Les uns y opposent comme une muraille haute et épaisse, que la lumière ni la chaleur ne pénètrent jamais; ce sont ceux qui refusent d’entendre la parole de Dieu, ou qui l’entendent sans y faire attention.
D’autres entendent la divine parole, et y réfléchissent quelquefois; mais ils conservent de fortes attaches à mille bagatelles qui partagent presque continuellement leur esprit et leur cœur. C’est comme si, dans le mur dont nous venons de parler, il y avait à la vérité quelques fenêtres ou ouvertures, mais qui seraient fermées comme avec des contrevents qu’on n’ouvrirait que rarement, et qui arrêtant ainsi toute l’ardeur du soleil, feraient que la terre ne pourrait encore rien produire.

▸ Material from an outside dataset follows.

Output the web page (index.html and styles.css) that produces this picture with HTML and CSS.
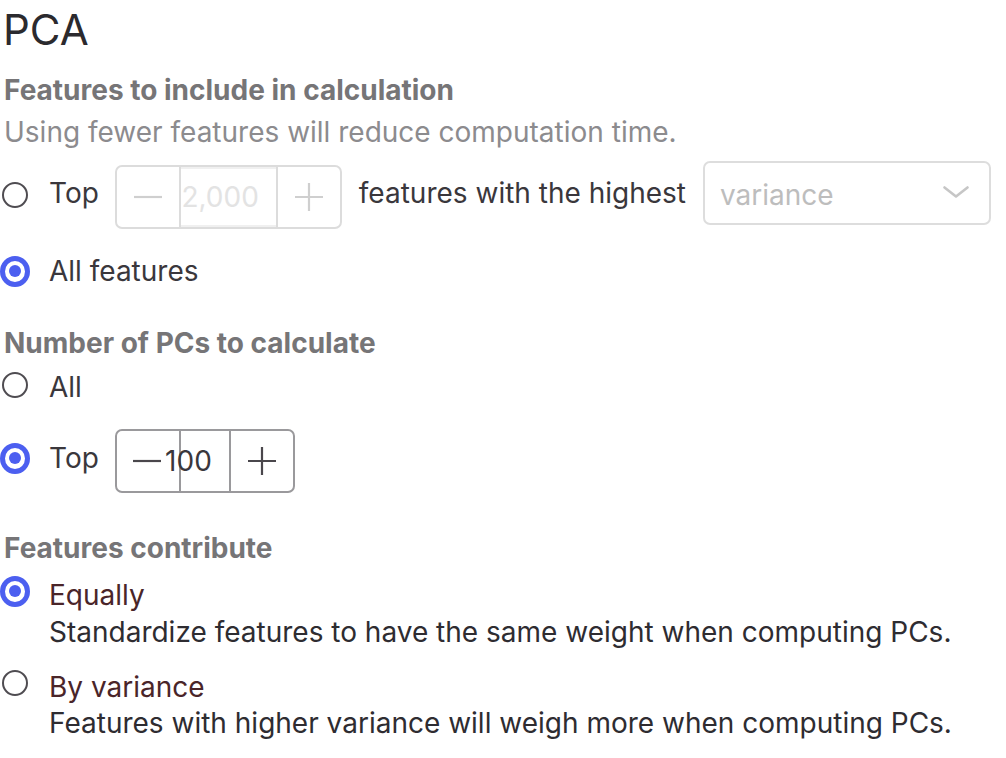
FILE: index.html
```html
<!DOCTYPE html>
<html lang="en">
<head>
<meta charset="utf-8">
<title>PCA</title>
<link rel="stylesheet" href="styles.css">
</head>
<body>
<main class="panel">
  <h1 class="title">PCA</h1>

  <section class="group">
    <h2 class="group-title">Features to include in calculation</h2>
    <p class="group-hint">Using fewer features will reduce computation time.</p>

    <div class="row row-top">
      <span class="radio"></span>
      <span class="label">Top</span>
      <div class="stepper stepper-disabled">
        <span class="step-btn"><svg width="28" height="4" viewBox="0 0 28 4"><path d="M0 2H28" stroke="currentColor" stroke-width="2.2"/></svg></span>
        <span class="step-value">2,000</span>
        <span class="step-btn"><svg width="28" height="28" viewBox="0 0 28 28"><path d="M0 14H28M14 0V28" stroke="currentColor" stroke-width="2.2"/></svg></span>
      </div>
      <span class="label">features with the highest</span>
      <div class="select">
        <span class="select-value">variance</span>
        <svg class="chevron" width="26" height="12" viewBox="0 0 26 12"><path d="M1.5 1.5L13 10.5L24.5 1.5" fill="none" stroke="currentColor" stroke-width="2.6" stroke-linecap="round" stroke-linejoin="round"/></svg>
      </div>
    </div>

    <div class="row row-all">
      <span class="radio radio-checked"></span>
      <span class="label">All features</span>
    </div>
  </section>

  <section class="group group-pcs">
    <h2 class="group-title">Number of PCs to calculate</h2>
    <div class="row row-pcs-all">
      <span class="radio"></span>
      <span class="label">All</span>
    </div>
    <div class="row row-pcs-top">
      <span class="radio radio-checked"></span>
      <span class="label">Top</span>
      <div class="stepper stepper-active">
        <span class="step-btn"><svg width="28" height="4" viewBox="0 0 28 4"><path d="M0 2H28" stroke="currentColor" stroke-width="2.2"/></svg></span>
        <span class="step-value">100</span>
        <span class="step-btn"><svg width="28" height="28" viewBox="0 0 28 28"><path d="M0 14H28M14 0V28" stroke="currentColor" stroke-width="2.2"/></svg></span>
      </div>
    </div>
  </section>

  <section class="group group-contrib">
    <h2 class="group-title">Features contribute</h2>
    <div class="option option-first">
      <span class="radio radio-checked"></span>
      <div class="option-body">
        <span class="option-label">Equally</span>
        <span class="option-desc">Standardize features to have the same weight when computing PCs.</span>
      </div>
    </div>
    <div class="option option-second">
      <span class="radio"></span>
      <div class="option-body">
        <span class="option-label">By variance</span>
        <span class="option-desc">Features with higher variance will weigh more when computing PCs.</span>
      </div>
    </div>
  </section>
</main>
</body>
</html>
```

FILE: styles.css
```css
html, body {
  margin: 0;
  padding: 0;
  background: #ffffff;
}

body {
  font-family: Inter, "Noto Sans", "Liberation Sans", sans-serif;
  font-size: 28px;
  line-height: 36px;
  color: #3a373c;
}

.panel {
  padding-top: 6px;
}

.title {
  margin: 0;
  padding-left: 3px;
  font-size: 42px;
  line-height: 48px;
  font-weight: 400;
  color: #2b2a2e;
}

.group-title {
  margin: 18px 0 0;
  padding-left: 4px;
  font-size: 28px;
  line-height: 36px;
  font-weight: 700;
  color: #767577;
}

.group-hint {
  margin: 6px 0 0;
  padding-left: 4px;
  color: #8c8b8e;
}

.row {
  display: flex;
  align-items: flex-start;
  gap: 19px;
}

/* first options row */
.row-top {
  margin-top: 11px;
  height: 68px;
}

.row-top .radio {
  margin-top: 19px;
}

.row-top .label {
  margin-top: 14px;
}

.row-top .stepper {
  margin-top: 4px;
  margin-left: -3px;
}

.row-top .stepper + .label {
  margin-left: -2px;
}

.row-top .select {
  margin-left: -2px;
}

.row-all {
  margin-top: 24px;
  align-items: center;
}

.group-pcs .group-title {
  margin-top: 36px;
}

.row-pcs-all {
  margin-top: 8px;
}

.row-pcs-all .radio {
  margin-top: 1px;
}

.row-pcs-top {
  margin-top: 24px;
}

.row-pcs-top .radio {
  margin-top: 14px;
}

.row-pcs-top .label {
  margin-top: 11px;
}

.row-pcs-top .stepper {
  margin-left: -3px;
}

/* radios */
.radio {
  flex: none;
  width: 30px;
  height: 30px;
  display: flex;
  align-items: center;
  justify-content: center;
  position: relative;
}

.radio::before {
  content: "";
  box-sizing: border-box;
  width: 26px;
  height: 26px;
  border-radius: 50%;
  border: 2px solid #4f4c51;
  background: #fff;
}

.radio-checked::before {
  width: 31px;
  height: 31px;
  border: 5px solid #4c5ff0;
}

.radio-checked::after {
  content: "";
  position: absolute;
  left: 50%;
  top: 50%;
  width: 12px;
  height: 12px;
  margin: -6px 0 0 -6px;
  border-radius: 50%;
  background: #4c5ff0;
}

.label {
  white-space: nowrap;
}

/* steppers */
.stepper {
  box-sizing: border-box;
  display: flex;
  height: 64px;
  border: 2px solid #dcdcdc;
  border-radius: 7px;
}

.step-btn {
  width: 62px;
  display: flex;
  align-items: center;
  justify-content: center;
  color: #cfcfcf;
}

.step-value {
  box-sizing: border-box;
  display: flex;
  align-items: center;
  justify-content: flex-end;
  padding-right: 17px;
  border-left: 2px solid #dcdcdc;
  border-right: 2px solid #dcdcdc;
  white-space: nowrap;
}

.stepper-disabled .step-value {
  width: 99px;
  color: #e3e3e3;
  box-shadow: inset 0 2px 0 #f0f0f0, inset 0 -2px 0 #f0f0f0;
}

.stepper-active {
  border-color: #9a999c;
}

.stepper-active .step-btn {
  color: #4a474c;
}

.stepper-active .step-value {
  width: 52px;
  border-color: #9a999c;
  color: #3a373c;
}

.stepper-active .step-btn:first-child {
  justify-content: flex-start;
  padding-left: 16px;
  box-sizing: border-box;
}

/* select */
.select {
  box-sizing: border-box;
  width: 288px;
  height: 64px;
  display: flex;
  align-items: center;
  justify-content: space-between;
  padding: 4px 20px 0 15px;
  border: 2px solid #dddddd;
  border-radius: 7px;
  color: #bdbdbd;
}

.chevron {
  color: #c6c6c6;
  margin-bottom: 6px;
}

/* options */
.group-contrib .group-title {
  margin-top: 37px;
}

.option {
  display: flex;
  align-items: flex-start;
  gap: 19px;
}

.option-first {
  margin-top: 11px;
}

.option-second {
  margin-top: 19px;
}

.option .radio {
  margin-top: -1px;
}

.option-body {
  display: flex;
  flex-direction: column;
}

.option-label {
  color: #4a2529;
}

.option-desc {
  margin-top: 1px;
  color: #2e2c31;
  white-space: nowrap;
}

.option-second .option-desc {
  margin-top: 0;
}
```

D’autres, plus fidèles, mais encore bien imparfaits, écoutent et méditent la divine parole; mais c’est à travers plusieurs imperfections dont ils ne font aucun compte, et qu’ils se mettent peu en peine de corriger. Ceux-là ont ôté les contrevents des fenêtres de leur mur; mais ils y ont substitué des châssis et des vitres, à travers lesquels la chaleur et la lumière pénètrent à la vérité, mais dont l’impression est bien faible… en sorte que la semence ne peut produire qu’à peine des fleurs sans éclat, et des fruits sans saveur.
Mais ôtez tous ces différents obstacles, jetez la semence dans un cœur entièrement libre et dégagé, ouvert aux influences du soleil de justice… vous verrez bientôt naître en abondance, de cette semence, des fleurs vives, agréables, de bonne odeur, qui porteront leur fruit dans leur temps et feront voir qu’on a profité de la parole de Dieu.